• EXERCISE: Write out the data below in full, unchanged, minus the images.

• SUPPLIED MATERIAL:
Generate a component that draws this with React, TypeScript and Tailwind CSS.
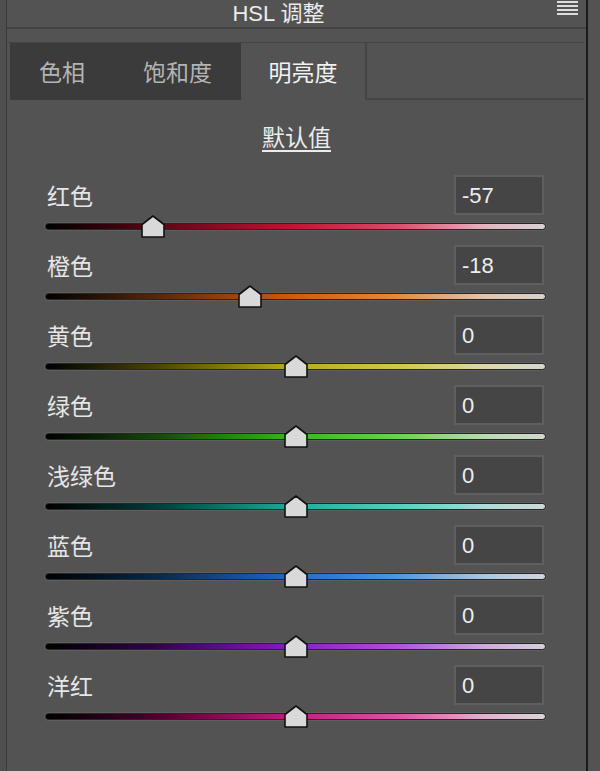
import type { CSSProperties } from "react";

type Channel = { label: string; value: number; gradient: string };

const CHANNELS: Channel[] = [
  { label: "红色", value: -57, gradient: "linear-gradient(90deg,#000 0%,#5a0614 22%,#c01030 48%,#dc4a68 70%,#e4b4c0 88%,#d6d2d4 100%)" },
  { label: "橙色", value: -18, gradient: "linear-gradient(90deg,#000 0%,#5a2604 22%,#c85a10 48%,#e08a40 70%,#e6c4a8 88%,#d6d2cf 100%)" },
  { label: "黄色", value: 0, gradient: "linear-gradient(90deg,#000 0%,#4a4400 22%,#b4a818 48%,#d0c848 70%,#dcd8a8 88%,#d6d6d0 100%)" },
  { label: "绿色", value: 0, gradient: "linear-gradient(90deg,#000 0%,#124a08 22%,#38b01c 48%,#6cd050 70%,#b8dcae 88%,#d2d8d0 100%)" },
  { label: "浅绿色", value: 0, gradient: "linear-gradient(90deg,#000 0%,#003c38 22%,#18a898 48%,#50d0c0 70%,#acdcd6 88%,#d0d8d8 100%)" },
  { label: "蓝色", value: 0, gradient: "linear-gradient(90deg,#000 0%,#022a50 22%,#1c68c0 48%,#4c98dc 70%,#a8c8e4 88%,#d0d4da 100%)" },
  { label: "紫色", value: 0, gradient: "linear-gradient(90deg,#000 0%,#34004c 22%,#8818c0 48%,#b050d8 70%,#d0a8e0 88%,#d6d0da 100%)" },
  { label: "洋红", value: 0, gradient: "linear-gradient(90deg,#000 0%,#4c0030 22%,#c01880 48%,#dc50a8 70%,#e4b0d0 88%,#dcd4d8 100%)" },
];

const FONT = { fontFamily: '"Noto Sans CJK SC", "Noto Sans", sans-serif' };
const LATIN = { fontFamily: '"Liberation Sans", "Noto Sans CJK SC", sans-serif' };

function Thumb({ value }: { value: number }) {
  // track is 501px wide; thumb is centred on the value
  const left = ((value + 100) / 200) * 501 - 12;
  const style: CSSProperties = { left };
  return (
    <svg className="absolute top-0" style={style} width="24" height="23" viewBox="0 0 24 23">
      <polygon points="12,1 23,9.5 23,22 1,22 1,9.5" fill="#d9d9d9" stroke="#111" strokeWidth="1.6" strokeLinejoin="round" />
    </svg>
  );
}

function Row({ ch }: { ch: Channel }) {
  return (
    <div className="h-[70px]">
      <div className="flex h-[40px] items-center justify-between pl-[2px] pr-[2px]">
        <span className="text-[23px] text-[#e6e6e6]">{ch.label}</span>
        <div
          className="flex h-[40px] w-[90px] items-center border-2 border-[#5f5f5f] bg-[#454545] pl-[6px] text-[22px] text-[#eeeeee]"
          style={LATIN}
        >
          {ch.value}
        </div>
      </div>
      <div className="relative h-[30px]">
        <div
          className="absolute top-[8px] h-[7px] w-[501px] rounded-full border border-[#262626] shadow-[0_0_0_1px_#5e5e5e]"
          style={{ background: ch.gradient }}
        />
        <Thumb value={ch.value} />
      </div>
    </div>
  );
}

export default function App() {
  return (
    <div className="flex h-[771px] w-[600px] overflow-hidden bg-[#4f4f4f]" style={FONT}>
      <div className="w-[7px] shrink-0 border-r border-[#3a3a3a]" />
      <div className="flex w-[579px] shrink-0 flex-col bg-[#535353]">
        <div className="relative flex h-[29px] items-center justify-center border-b-2 border-[#424242] pr-[36px]">
          <span className="text-[22px] leading-none text-[#ececec]" style={LATIN}>
            HSL 调整
          </span>
          <div className="absolute right-[8px] top-[1px] flex w-[21px] flex-col gap-[2px]">
            <div className="h-[2px] bg-[#dcdcdc]" />
            <div className="h-[2px] bg-[#dcdcdc]" />
            <div className="h-[2px] bg-[#dcdcdc]" />
            <div className="h-[2px] bg-[#dcdcdc]" />
          </div>
        </div>

        <div className="mt-[13px] mr-[2px] flex h-[58px] border-t border-[#454545]">
          <div className="ml-[3px] flex w-[104px] items-center justify-center bg-[#3b3b3b] text-[23px] text-[#b4b4b4]">色相</div>
          <div className="flex w-[127px] items-center justify-center bg-[#3b3b3b] text-[23px] text-[#b4b4b4]">饱和度</div>
          <div className="flex w-[126px] items-center justify-center border-r-2 border-[#454545] text-[23px] text-[#f2f2f2]">明亮度</div>
          <div className="flex-1 border-b-2 border-[#454545]" />
        </div>

        <div className="flex h-[75px] items-center justify-center pb-[3px]">
          <span className="text-[23px] text-[#ececec] underline underline-offset-[4px] decoration-[1.5px]">默认值</span>
        </div>

        <div className="flex flex-col pl-[38px]">
          {CHANNELS.map((ch) => (
            <div key={ch.label} className="w-[501px]">
              <Row ch={ch} />
            </div>
          ))}
        </div>
      </div>
      <div className="w-[2px] shrink-0 bg-[#1a1a1a]" />
      <div className="flex-1 bg-[#535353]" />
    </div>
  );
}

• OUTPUT BELOW:
Generate a component that draws this with React, TypeScript and Tailwind CSS.
import type { CSSProperties } from "react";

type Channel = { label: string; value: number; gradient: string };

const CHANNELS: Channel[] = [
  { label: "红色", value: -57, gradient: "linear-gradient(90deg,#000 0%,#5a0614 22%,#c01030 48%,#dc4a68 70%,#e4b4c0 88%,#d6d2d4 100%)" },
  { label: "橙色", value: -18, gradient: "linear-gradient(90deg,#000 0%,#5a2604 22%,#c85a10 48%,#e08a40 70%,#e6c4a8 88%,#d6d2cf 100%)" },
  { label: "黄色", value: 0, gradient: "linear-gradient(90deg,#000 0%,#4a4400 22%,#b4a818 48%,#d0c848 70%,#dcd8a8 88%,#d6d6d0 100%)" },
  { label: "绿色", value: 0, gradient: "linear-gradient(90deg,#000 0%,#124a08 22%,#38b01c 48%,#6cd050 70%,#b8dcae 88%,#d2d8d0 100%)" },
  { label: "浅绿色", value: 0, gradient: "linear-gradient(90deg,#000 0%,#003c38 22%,#18a898 48%,#50d0c0 70%,#acdcd6 88%,#d0d8d8 100%)" },
  { label: "蓝色", value: 0, gradient: "linear-gradient(90deg,#000 0%,#022a50 22%,#1c68c0 48%,#4c98dc 70%,#a8c8e4 88%,#d0d4da 100%)" },
  { label: "紫色", value: 0, gradient: "linear-gradient(90deg,#000 0%,#34004c 22%,#8818c0 48%,#b050d8 70%,#d0a8e0 88%,#d6d0da 100%)" },
  { label: "洋红", value: 0, gradient: "linear-gradient(90deg,#000 0%,#4c0030 22%,#c01880 48%,#dc50a8 70%,#e4b0d0 88%,#dcd4d8 100%)" },
];

const FONT = { fontFamily: '"Noto Sans CJK SC", "Noto Sans", sans-serif' };
const LATIN = { fontFamily: '"Liberation Sans", "Noto Sans CJK SC", sans-serif' };

function Thumb({ value }: { value: number }) {
  // track is 501px wide; thumb is centred on the value
  const left = ((value + 100) / 200) * 501 - 12;
  const style: CSSProperties = { left };
  return (
    <svg className="absolute top-0" style={style} width="24" height="23" viewBox="0 0 24 23">
      <polygon points="12,1 23,9.5 23,22 1,22 1,9.5" fill="#d9d9d9" stroke="#111" strokeWidth="1.6" strokeLinejoin="round" />
    </svg>
  );
}

function Row({ ch }: { ch: Channel }) {
  return (
    <div className="h-[70px]">
      <div className="flex h-[40px] items-center justify-between pl-[2px] pr-[2px]">
        <span className="text-[23px] text-[#e6e6e6]">{ch.label}</span>
        <div
          className="flex h-[40px] w-[90px] items-center border-2 border-[#5f5f5f] bg-[#454545] pl-[6px] text-[22px] text-[#eeeeee]"
          style={LATIN}
        >
          {ch.value}
        </div>
      </div>
      <div className="relative h-[30px]">
        <div
          className="absolute top-[8px] h-[7px] w-[501px] rounded-full border border-[#262626] shadow-[0_0_0_1px_#5e5e5e]"
          style={{ background: ch.gradient }}
        />
        <Thumb value={ch.value} />
      </div>
    </div>
  );
}

export default function App() {
  return (
    <div className="flex h-[771px] w-[600px] overflow-hidden bg-[#4f4f4f]" style={FONT}>
      <div className="w-[7px] shrink-0 border-r border-[#3a3a3a]" />
      <div className="flex w-[579px] shrink-0 flex-col bg-[#535353]">
        <div className="relative flex h-[29px] items-center justify-center border-b-2 border-[#424242] pr-[36px]">
          <span className="text-[22px] leading-none text-[#ececec]" style={LATIN}>
            HSL 调整
          </span>
          <div className="absolute right-[8px] top-[1px] flex w-[21px] flex-col gap-[2px]">
            <div className="h-[2px] bg-[#dcdcdc]" />
            <div className="h-[2px] bg-[#dcdcdc]" />
            <div className="h-[2px] bg-[#dcdcdc]" />
            <div className="h-[2px] bg-[#dcdcdc]" />
          </div>
        </div>

        <div className="mt-[13px] mr-[2px] flex h-[58px] border-t border-[#454545]">
          <div className="ml-[3px] flex w-[104px] items-center justify-center bg-[#3b3b3b] text-[23px] text-[#b4b4b4]">色相</div>
          <div className="flex w-[127px] items-center justify-center bg-[#3b3b3b] text-[23px] text-[#b4b4b4]">饱和度</div>
          <div className="flex w-[126px] items-center justify-center border-r-2 border-[#454545] text-[23px] text-[#f2f2f2]">明亮度</div>
          <div className="flex-1 border-b-2 border-[#454545]" />
        </div>

        <div className="flex h-[75px] items-center justify-center pb-[3px]">
          <span className="text-[23px] text-[#ececec] underline underline-offset-[4px] decoration-[1.5px]">默认值</span>
        </div>

        <div className="flex flex-col pl-[38px]">
          {CHANNELS.map((ch) => (
            <div key={ch.label} className="w-[501px]">
              <Row ch={ch} />
            </div>
          ))}
        </div>
      </div>
      <div className="w-[2px] shrink-0 bg-[#1a1a1a]" />
      <div className="flex-1 bg-[#535353]" />
    </div>
  );
}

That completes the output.